

Third-Party Packages¶

Cassandra¶

The Cassandra package is used to store infotons with all the required linked data characteristics, including deep history and the "immutable data" concept. It is mainly used for the "direct path", i.e. for fetching infotons by URI in a fast and scalable way. Cassandra also supports a convenient, higher level query language (CQL) compared to other column-family storage packages (e.g. HBase & Accumulo).

The design of the Cassandra storage management has no Single Point of Failure (SPoF). All nodes are equal and there is no "manager node". Cassandra's distribution model is built around the concept of a "virtual circle" that represents the entire range of storage locations.

Each CM-Well node hosts 256 virtual nodes, each of which is mapped to a location on the circle according to a hash value of the machine name. Each virtual node is responsible for a single segment on the circle. Infotons are mapped (via a hash value on the infoton's URI) to a location on the circle, and each virtual node must store the infotons that are mapped to its segment. If a CM-Well node is added, the data must be redistributed to include the new machine's virtual node locations, but this is only required for a fraction of the data rather than for all the data. This method is known as "consistent hashing".

For each segment on the virtual circle there is a primary machine responsible for storing the infotons mapped to that segment. However, since CM-Well maintains a replication factor of 3, each segment's storage is replicated on 2 additional machines. If the primary machine becomes inoperative, a new primary machine is elected.

(See Datastax article to learn more).

Theoretically, Cassandra's virtual circle could encompass nodes in more than one data center. This design capability is not used by CM-Well, so as not to rely this feature, thereby ruling out using alternative packages that don't support it. Cross-data-center coordination is done in the CM-Well logic layer, which manages the abstraction of uniform storage over identical nodes.

ElasticSearch¶

The ElasticSearch (ES) package is used to index infotons by field values, to create higher level abstractions such as infoton directory paths and graph labels, and for statistical features. This also known as "inverted" search features, in Full Text Search terminology. Infotons are stored in a JSON format which is convenient for search, but which lacks all the Linked Data details stored in Cassandra. Each such JSON object (also called a "document") is a bag of pairs which are indexed. Logically, two such indexes are maintained, one for the current infoton versions and one for the historical infoton versions. ES requires more complex scalability considerations. The indexes are composed of "shards". Shards are Lucene indexes, whose size must be limited so as not to harm search performance. Upon creation of an index, the number of shards must be specified, and then cannot be changed (currently ES indexes are configured to have 5 shards each). Data is distributed amongst primary shards (based on a hash distribution function). Primary shards have replica shards based on a configured replication factor (currently set to 3, i.e. each primary shard has 2 replicas).

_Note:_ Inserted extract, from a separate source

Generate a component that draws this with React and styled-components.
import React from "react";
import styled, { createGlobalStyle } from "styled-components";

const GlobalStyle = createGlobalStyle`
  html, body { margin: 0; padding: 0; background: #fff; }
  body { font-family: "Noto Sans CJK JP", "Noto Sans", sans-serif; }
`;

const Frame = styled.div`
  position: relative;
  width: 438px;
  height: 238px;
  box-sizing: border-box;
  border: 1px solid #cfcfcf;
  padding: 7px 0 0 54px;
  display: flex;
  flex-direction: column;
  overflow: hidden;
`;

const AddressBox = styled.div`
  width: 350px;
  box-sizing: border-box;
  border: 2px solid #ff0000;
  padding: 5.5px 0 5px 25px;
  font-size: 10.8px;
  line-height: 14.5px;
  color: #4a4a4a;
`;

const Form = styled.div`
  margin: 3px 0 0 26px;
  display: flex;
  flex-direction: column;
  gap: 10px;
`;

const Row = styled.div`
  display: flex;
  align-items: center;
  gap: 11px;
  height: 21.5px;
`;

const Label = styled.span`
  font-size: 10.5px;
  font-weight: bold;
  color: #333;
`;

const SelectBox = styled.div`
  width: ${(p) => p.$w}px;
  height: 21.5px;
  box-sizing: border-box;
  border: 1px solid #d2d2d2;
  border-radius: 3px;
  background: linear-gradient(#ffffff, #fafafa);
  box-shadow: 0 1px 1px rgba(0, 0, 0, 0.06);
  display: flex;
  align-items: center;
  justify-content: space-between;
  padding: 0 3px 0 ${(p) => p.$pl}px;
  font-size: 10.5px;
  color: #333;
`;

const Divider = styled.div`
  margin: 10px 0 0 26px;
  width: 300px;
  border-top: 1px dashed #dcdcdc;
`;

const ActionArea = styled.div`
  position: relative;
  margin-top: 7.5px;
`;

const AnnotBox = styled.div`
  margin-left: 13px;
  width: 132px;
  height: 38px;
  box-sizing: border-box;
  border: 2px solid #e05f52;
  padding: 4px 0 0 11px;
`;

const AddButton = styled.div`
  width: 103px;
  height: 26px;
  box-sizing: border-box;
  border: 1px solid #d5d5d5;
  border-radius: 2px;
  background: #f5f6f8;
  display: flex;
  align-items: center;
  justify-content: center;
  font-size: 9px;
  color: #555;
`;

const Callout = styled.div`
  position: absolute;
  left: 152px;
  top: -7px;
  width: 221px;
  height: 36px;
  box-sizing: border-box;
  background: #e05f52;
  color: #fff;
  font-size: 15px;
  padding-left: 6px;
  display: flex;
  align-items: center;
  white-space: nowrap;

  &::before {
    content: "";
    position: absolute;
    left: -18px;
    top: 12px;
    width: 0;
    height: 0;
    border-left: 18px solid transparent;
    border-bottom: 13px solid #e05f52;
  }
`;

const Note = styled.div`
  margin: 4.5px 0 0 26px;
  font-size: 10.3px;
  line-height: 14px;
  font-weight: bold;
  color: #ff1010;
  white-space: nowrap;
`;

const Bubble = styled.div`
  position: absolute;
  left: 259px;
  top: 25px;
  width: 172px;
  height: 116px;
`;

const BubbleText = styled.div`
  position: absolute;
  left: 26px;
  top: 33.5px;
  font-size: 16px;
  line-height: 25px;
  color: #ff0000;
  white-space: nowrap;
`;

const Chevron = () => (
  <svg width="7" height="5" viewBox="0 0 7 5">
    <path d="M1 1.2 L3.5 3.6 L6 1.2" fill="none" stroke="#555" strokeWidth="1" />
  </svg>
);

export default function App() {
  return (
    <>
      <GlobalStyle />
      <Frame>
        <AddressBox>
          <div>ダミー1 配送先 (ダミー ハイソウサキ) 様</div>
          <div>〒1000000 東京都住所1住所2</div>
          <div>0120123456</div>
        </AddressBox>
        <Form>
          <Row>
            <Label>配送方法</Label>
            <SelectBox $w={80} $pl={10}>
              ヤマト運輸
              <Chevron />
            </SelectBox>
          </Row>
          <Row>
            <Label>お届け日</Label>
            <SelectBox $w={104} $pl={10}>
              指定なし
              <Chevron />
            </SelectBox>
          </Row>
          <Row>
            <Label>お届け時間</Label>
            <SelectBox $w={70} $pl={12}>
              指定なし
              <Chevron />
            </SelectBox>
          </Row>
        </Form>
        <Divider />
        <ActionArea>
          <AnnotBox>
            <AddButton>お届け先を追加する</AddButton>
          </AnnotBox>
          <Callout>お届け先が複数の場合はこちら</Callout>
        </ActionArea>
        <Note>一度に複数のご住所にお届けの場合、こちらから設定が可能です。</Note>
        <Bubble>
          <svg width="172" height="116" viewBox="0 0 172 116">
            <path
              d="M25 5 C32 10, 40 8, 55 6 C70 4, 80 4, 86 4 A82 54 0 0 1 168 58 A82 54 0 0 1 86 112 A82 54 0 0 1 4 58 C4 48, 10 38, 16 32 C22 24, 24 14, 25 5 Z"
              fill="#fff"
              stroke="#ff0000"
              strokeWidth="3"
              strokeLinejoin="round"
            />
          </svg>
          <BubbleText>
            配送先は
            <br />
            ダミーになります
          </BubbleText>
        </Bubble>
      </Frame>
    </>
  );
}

Since the number of primary shards can't be changed, a different approach is required in order to enable limitless linear scalability (both on the node number axis and infoton number axis). CM-Well uses multiple indexes and ES aliases to group the indexes logically. As information is added, new indexes are created. Two aliases are used: one is used by the front-end read/search and a second back-end alias is used for writing new data. When a size threshold is reached, a new index is created and the writing "cursor" is moved to point to the new index. (See Ingest Queues and Storage Architecture to learn more about storage architecture in detail.)

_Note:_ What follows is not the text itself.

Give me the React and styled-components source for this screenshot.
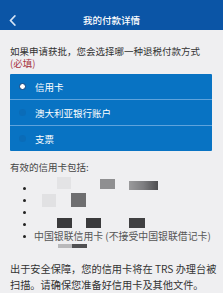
import styled, { createGlobalStyle } from 'styled-components';

const Global = createGlobalStyle`
  html, body {
    margin: 0;
    padding: 0;
    background: #efeff1;
  }
  body {
    font-family: "Noto Sans CJK SC", "Noto Sans", sans-serif;
    -webkit-font-smoothing: antialiased;
  }
`;

const Page = styled.div`
  width: 223px;
  height: 293px;
  overflow: hidden;
  background: #efeff1;
`;

const Header = styled.header`
  height: 30px;
  padding-top: 10px;
  box-sizing: border-box;
  background: #0b55a6;
  display: grid;
  grid-template-columns: 30px 1fr 30px;
  align-items: center;
`;

const Back = styled.div`
  display: flex;
  align-items: center;
  padding-left: 9px;
  height: 20px;
`;

const Title = styled.h1`
  margin: 0;
  text-align: center;
  color: #fff;
  font-size: 9.5px;
  font-weight: 500;
  line-height: 20px;
`;

const Body = styled.main`
  padding: 16px 11px 0 10px;
`;

const Question = styled.p`
  margin: 0;
  font-size: 9.5px;
  line-height: 11.5px;
  color: #333;
`;

const Required = styled.span`
  color: #a6323f;
`;

const Options = styled.div`
  margin-top: 5px;
  background: #0873c3;
  border-radius: 1px;
  display: flex;
  flex-direction: column;
`;

const Option = styled.div`
  height: 25px;
  display: flex;
  align-items: center;
  gap: 9px;
  padding-left: 9px;
  color: #fff;
  font-size: 9.5px;
  & + & {
    border-top: 1px solid #5ea3dc;
  }
`;

const Radio = styled.span`
  width: 7px;
  height: 7px;
  border-radius: 50%;
  box-sizing: border-box;
  background: ${(p) => (p.$on ? '#fff' : '#0a6cb8')};
  border: ${(p) => (p.$on ? '1.5px solid #0a3d7a' : 'none')};
`;

const Label = styled.p`
  margin: 10px 0 0;
  font-size: 9.5px;
  line-height: 12px;
  color: #444;
`;

const List = styled.ul`
  list-style: none;
  margin: 9px 0 0;
  padding: 0 0 0 13px;
`;

const Item = styled.li`
  height: 12px;
  display: flex;
  align-items: center;
  font-size: 9.9px;
  color: #555;
  white-space: nowrap;
  &::before {
    content: '';
    flex: none;
    width: 3px;
    height: 3px;
    border-radius: 50%;
    background: #222;
    margin-right: 8px;
  }
`;

const Blur = styled.span`
  flex: none;
  display: inline-block;
  width: ${(p) => p.$w}px;
  height: ${(p) => p.$h || 11}px;
  margin-left: ${(p) => p.$ml}px;
  transform: translateY(${(p) => p.$dy || 0}px);
  background: ${(p) => p.$bg};
  filter: blur(0.6px);
`;

const Under = styled.div`
  display: flex;
  margin: 2px 0 0 48px;
  height: 4px;
`;

const Note = styled.p`
  margin: 13px 0 0;
  font-size: 10.2px;
  line-height: 16px;
  color: #333;
  white-space: nowrap;
`;

const Chevron = () => (
  <svg width="7" height="11" viewBox="0 0 7 11">
    <path d="M5.8 1 L1.5 5.5 L5.8 10" fill="none" stroke="#d6e4f5" strokeWidth="1.8" strokeLinecap="round" strokeLinejoin="round" />
  </svg>
);

export default function App() {
  return (
    <Page>
      <Global />
      <Header>
        <Back>
          <Chevron />
        </Back>
        <Title>我的付款详情</Title>
        <span />
      </Header>
      <Body>
        <Question>
          如果申请获批，您会选择哪一种退税付款方式
          <br />
          <Required>(必填)</Required>
        </Question>
        <Options>
          <Option>
            <Radio $on />
            信用卡
          </Option>
          <Option>
            <Radio />
            澳大利亚银行账户
          </Option>
          <Option>
            <Radio />
            支票
          </Option>
        </Options>
        <Label>有效的信用卡包括:</Label>
        <List>
          <Item>
            <Blur $w={14} $h={12} $ml={23} $dy={-5} $bg="#e3e3e5" />
            <Blur $w={15} $h={10} $ml={29} $dy={-4} $bg="#8f8f91" />
            <Blur $w={29} $h={9} $ml={14} $dy={-3} $bg="linear-gradient(90deg, #9a9a9c, #7d7d80 50%, #4d4d50)" />
          </Item>
          <Item>
            <Blur $w={14} $h={13} $ml={8} $bg="#e1e1e3" />
            <Blur $w={15} $h={14} $ml={15} $bg="#6e6e70" />
          </Item>
          <Item />
          <Item>
            <Blur $w={15} $h={10} $ml={23} $dy={-1} $bg="#3a3a3c" />
            <Blur $w={15} $h={10} $ml={14} $dy={-1} $bg="#3a3a3c" />
            <Blur $w={16} $h={10} $ml={28} $dy={-1} $bg="#404042" />
          </Item>
          <Item>中国银联信用卡 (不接受中国银联借记卡)</Item>
        </List>
        <Under>
          <Blur $w={14} $h={4} $ml={0} $bg="#b9b9bb" />
          <Blur $w={15} $h={4} $ml={0} $bg="#505052" />
        </Under>
        <Note>
          出于安全保障，您的信用卡将在 TRS 办理台被
          <br />
          扫描。请确保您准备好信用卡及其他文件。
        </Note>
      </Body>
    </Page>
  );
}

CM-Well's ES setup has a set of "master nodes" (a dedicated JVM with no data) and "data nodes". The master nodes manage the cluster, including distribution of data, replication and repair. The "data nodes" are responsible for storage and query processing. ElasticSearch has the concept of a "leader", which is one of the "master" nodes. The setup uses either 3 or 5 such nodes spread into different machines. It is also set up to require a majority (2,3 respectively) of followers to become a leader (to disallow "split brain" partitioning situation). Data nodes are distributed amongst all the machines. This isolation setup (segregation of ES control JVMs) copes with split brains and fluctuations related to stress and JVM instability on data-nodes.

Kafka¶

The 3rd-party Kafka package is used to manage queues for infoton write requests.

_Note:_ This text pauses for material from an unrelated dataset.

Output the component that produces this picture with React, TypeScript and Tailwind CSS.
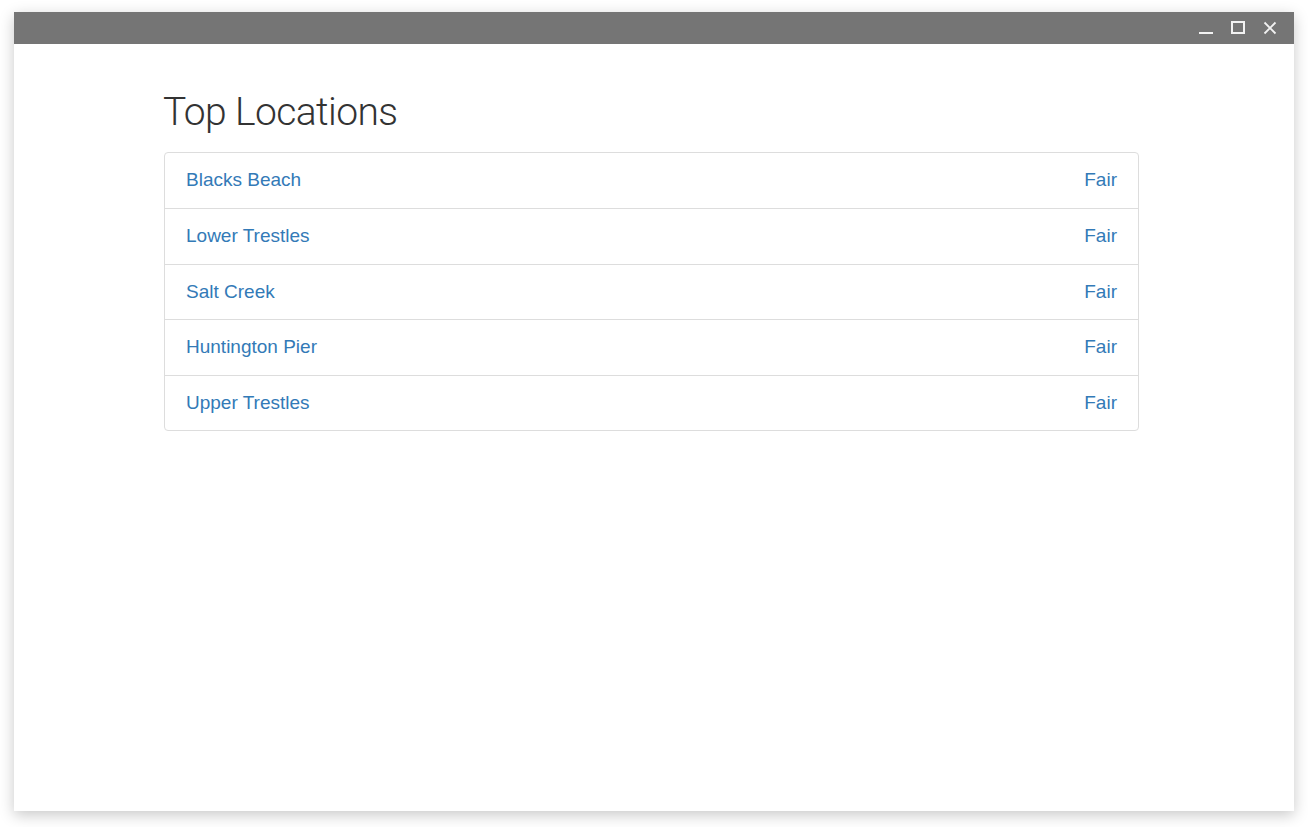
const locations = [
  { name: 'Blacks Beach', rating: 'Fair' },
  { name: 'Lower Trestles', rating: 'Fair' },
  { name: 'Salt Creek', rating: 'Fair' },
  { name: 'Huntington Pier', rating: 'Fair' },
  { name: 'Upper Trestles', rating: 'Fair' },
]

function TitleBar() {
  return (
    <div className="flex h-[32px] items-center justify-end bg-[#757575] pr-[8px]">
      <button className="flex h-[32px] w-[32px] items-center justify-center">
        <svg width="14" height="14" viewBox="0 0 14 14">
          <rect x="0" y="11" width="14" height="2" fill="#f2f2f2" />
        </svg>
      </button>
      <button className="flex h-[32px] w-[32px] items-center justify-center">
        <svg width="14" height="14" viewBox="0 0 14 14">
          <rect x="1" y="1" width="12" height="11" fill="none" stroke="#f2f2f2" strokeWidth="2" />
        </svg>
      </button>
      <button className="flex h-[32px] w-[32px] items-center justify-center">
        <svg width="14" height="14" viewBox="0 0 14 14">
          <path d="M1.5 1.5 L12.5 12.5 M12.5 1.5 L1.5 12.5" stroke="#f2f2f2" strokeWidth="1.8" />
        </svg>
      </button>
    </div>
  )
}

export default function App() {
  return (
    <div className="h-[827px] w-[1308px] bg-white pl-[14px] pt-[12px]">
      <div className="flex h-[799px] w-[1280px] flex-col bg-white shadow-[0_4px_14px_rgba(0,0,0,0.22)]">
        <TitleBar />
        <main className="pl-[149px] pt-[44px]" style={{ fontFamily: '"Liberation Sans", Arial, sans-serif' }}>
          <h1
            className="text-[39px] font-light leading-[48px] tracking-[-0.6px] text-[#333]"
            style={{ fontFamily: 'Roboto, "Liberation Sans", sans-serif' }}
          >
            Top Locations
          </h1>
          <ul className="ml-[1px] mt-[16px] w-[975px] rounded-[4px] border border-[#ddd]">
            {locations.map((loc, i) => (
              <li
                key={loc.name}
                className={
                  'flex h-[55.4px] items-center justify-between px-[21px] text-[19px] text-[#337ab7] ' +
                  (i > 0 ? 'border-t border-[#ddd]' : '')
                }
              >
                <a href="#">{loc.name}</a>
                <span>{loc.rating}</span>
              </li>
            ))}
          </ul>
        </main>
      </div>
    </div>
  )
}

CM-Well manages 4 such queues (known as "topics" in Kafka):

persist_topic - each message represents an infoton to be written to Cassandra storage.
persist_topic.priority - same as above, for a request sent with high priority.
index_topic - each message represents an infoton to be indexed in Elastic Search.
index_topic.priority - same as above, for a request sent with high priority.

Zookeeper¶

The 3rd-party Zookeeper package is a dependency of the Kafka package. ZooKeeper is a centralized service for maintaining configuration information, leader election and providing distributed consensus resolution.